Given their exposure to fossil fuels, they would lose 4.2% against EU average of 2.5%

The Greens in the European Parliament have released a study showing that Poland’s five top commercial pension funds, which have around 7% of their €53.7bn assets invested in the fossil fuel sector, would suffer more than other EU schemes in what the study calls a “low-carbon breakthrough scenario.”

The study was compiled for the Greens by Dutch sustainable think-tank Profundo. Profundo first examines the schemes’ exposure to fossil fuels and then explains what would happen in its low-carbon scenario. Dutch bank ING, UK insurer Aviva and Aviva’s peer Axa each run one of the schemes. Another is operated by Amplico, an affiliate of US insurer MetLife, and the fifth one by Polish insurer PZU.

Profundo’s low carbon scenario assumes a quick transition – or as it puts it “breakthrough” – to an economy largely powered by renewable energy. Such a breakthrough could be triggered by a stunning advance in green technology.

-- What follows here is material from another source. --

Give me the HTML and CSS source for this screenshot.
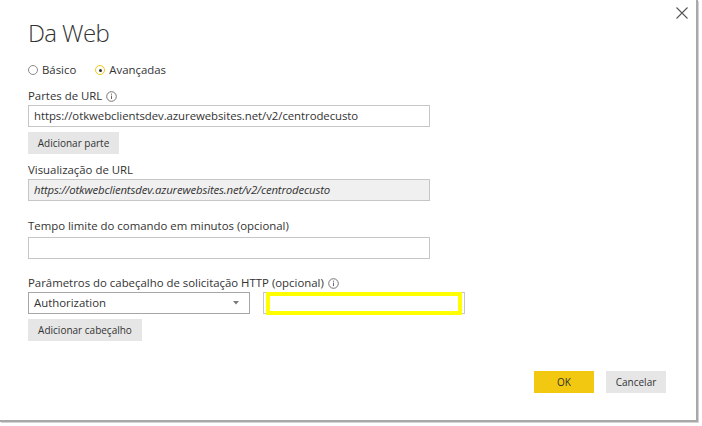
FILE: index.html
```html
<!DOCTYPE html>
<html lang="pt">
<head>
<meta charset="utf-8">
<title>Da Web</title>
<link rel="stylesheet" href="styles.css">
</head>
<body>
<div class="dialog">
  <button class="close" aria-label="Fechar">
    <svg width="12" height="12" viewBox="0 0 12 12"><path d="M0.5 0.5 L11.5 11.5 M11.5 0.5 L0.5 11.5" stroke="#555" stroke-width="1.1" fill="none"/></svg>
  </button>
  <h1 class="title">Da Web</h1>
  <div class="radios">
    <span class="radio"><span class="dot"></span>Básico</span>
    <span class="radio checked"><span class="dot"></span>Avançadas</span>
  </div>
  <div class="label l-url">Partes de URL <svg class="info" width="11" height="11" viewBox="0 0 11 11"><circle cx="5.5" cy="5.5" r="4.8" stroke="#666" stroke-width="0.9" fill="none"/><path d="M5.5 4.6 V8" stroke="#666" stroke-width="1"/><circle cx="5.5" cy="3.2" r="0.6" fill="#666"/></svg></div>
  <div class="field f-url">https://otkwebclientsdev.azurewebsites.net/v2/centrodecusto</div>
  <div class="btn b-part">Adicionar parte</div>
  <div class="label l-preview">Visualização de URL</div>
  <div class="field preview">https://otkwebclientsdev.azurewebsites.net/v2/centrodecusto</div>
  <div class="label l-time">Tempo limite do comando em minutos (opcional)</div>
  <div class="field f-time"></div>
  <div class="label l-head">Parâmetros do cabeçalho de solicitação HTTP (opcional) <svg class="info" width="11" height="11" viewBox="0 0 11 11"><circle cx="5.5" cy="5.5" r="4.8" stroke="#666" stroke-width="0.9" fill="none"/><path d="M5.5 4.6 V8" stroke="#666" stroke-width="1"/><circle cx="5.5" cy="3.2" r="0.6" fill="#666"/></svg></div>
  <div class="header-row">
    <div class="select">Authorization<svg class="arrow" width="6" height="4" viewBox="0 0 6 4"><path d="M0 0 H6 L3 3.5 Z" fill="#7a7a7a"/></svg></div>
    <div class="field value"><span class="highlight"></span></div>
  </div>
  <div class="btn b-head">Adicionar cabeçalho</div>
  <div class="footer">
    <div class="btn ok">OK</div>
    <div class="btn cancel">Cancelar</div>
  </div>
</div>
</body>
</html>
```
FILE: styles.css
```css
html, body {
  margin: 0;
  padding: 0;
  background: #ffffff;
}
body {
  width: 702px;
  height: 426px;
  overflow: hidden;
  font-family: "Open Sans", "Noto Sans", sans-serif;
  font-size: 11.4px;
  color: #333333;
}
.dialog {
  position: relative;
  width: 698px;
  height: 422px;
  box-sizing: border-box;
  padding: 0 0 0 28px;
  background: #ffffff;
  border-right: 2px solid #a8a8a8;
  border-bottom: 2px solid #a8a8a8;
  box-shadow: 1px 1px 0 #d4d4d4;
  overflow: hidden;
}
.close {
  position: absolute;
  top: 7px;
  left: 676px;
  width: 12px;
  height: 12px;
  padding: 0;
  border: 0;
  background: none;
  display: block;
}
.close svg { display: block; }
.title {
  margin: 18px 0 0 0;
  font-size: 24px;
  line-height: 30px;
  font-weight: 300;
  letter-spacing: -0.6px;
  color: #333333;
}
.radios {
  margin-top: 14px;
  height: 16px;
  line-height: 16px;
  display: flex;
  gap: 19px;
}
.radio {
  display: flex;
  align-items: center;
  gap: 4px;
}
.dot {
  width: 10px;
  height: 10px;
  box-sizing: border-box;
  border-radius: 50%;
  border: 1.5px solid #8a8a8a;
  display: flex;
  align-items: center;
  justify-content: center;
}
.radio.checked .dot {
  border-color: #f2c811;
}
.radio.checked .dot::after {
  content: "";
  width: 3px;
  height: 3px;
  border-radius: 50%;
  background: #333333;
}
.label {
  line-height: 16px;
  height: 16px;
  display: flex;
  align-items: center;
  gap: 4px;
}
.info { display: block; }
.l-url { margin-top: 10px; }
.l-preview { margin-top: 8px; }
.l-time { margin-top: 17px; }
.l-head { margin-top: 16px; }
.field {
  box-sizing: border-box;
  width: 402px;
  height: 22px;
  border: 1px solid #c6c6c6;
  padding: 0 5px;
  line-height: 20px;
  background: #ffffff;
  white-space: nowrap;
  letter-spacing: -0.06px;
}
.f-url { margin-top: 1px; }
.preview {
  margin-top: 1px;
  background: #f0f0f0;
  font-style: italic;
  letter-spacing: -0.15px;
}
.f-time { margin-top: 3px; }
.btn {
  box-sizing: border-box;
  height: 22px;
  line-height: 22px;
  background: #e6e6e6;
  text-align: center;
  white-space: nowrap;
  font-size: 10px;
}
.b-part { margin-top: 5px; width: 91px; }
.b-head { margin-top: 5px; width: 114px; }
.header-row {
  margin-top: 1px;
  display: flex;
  gap: 13px;
}
.select {
  box-sizing: border-box;
  width: 222px;
  height: 22px;
  border: 1px solid #a6a6a6;
  padding: 0 10px 0 5px;
  line-height: 20px;
  display: flex;
  align-items: center;
  justify-content: space-between;
}
.arrow { display: block; }
.value {
  position: relative;
  width: 202px;
}
.highlight {
  position: absolute;
  left: 2px;
  top: -1px;
  width: 196px;
  height: 23px;
  box-sizing: border-box;
  border: 4px solid #ffff00;
}
.footer {
  margin-top: 30px;
  padding-right: 30px;
  display: flex;
  justify-content: flex-end;
  gap: 12px;
}
.ok {
  width: 60px;
  background: #f2c811;
}
.cancel {
  width: 60px;
}
```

Following the breakthrough, Profundo assumes that the share and bond prices of fossil fuel companies would fallby a respective 60% and 30%, while banks would have to write down project finance loans by 30%.

For the five Polish pension schemes, the situation would prompt a loss of 4.2%, reducing their assets to €51.4bn. “Axa’s scheme has the highest estimated loss (4.8%), followed by PZU with 4.7%, Aviva with 4.2%, Amplico with 4% and ING with 3.9%,” the study said. These losses compares with a 2.5% average loss for EU pension funds.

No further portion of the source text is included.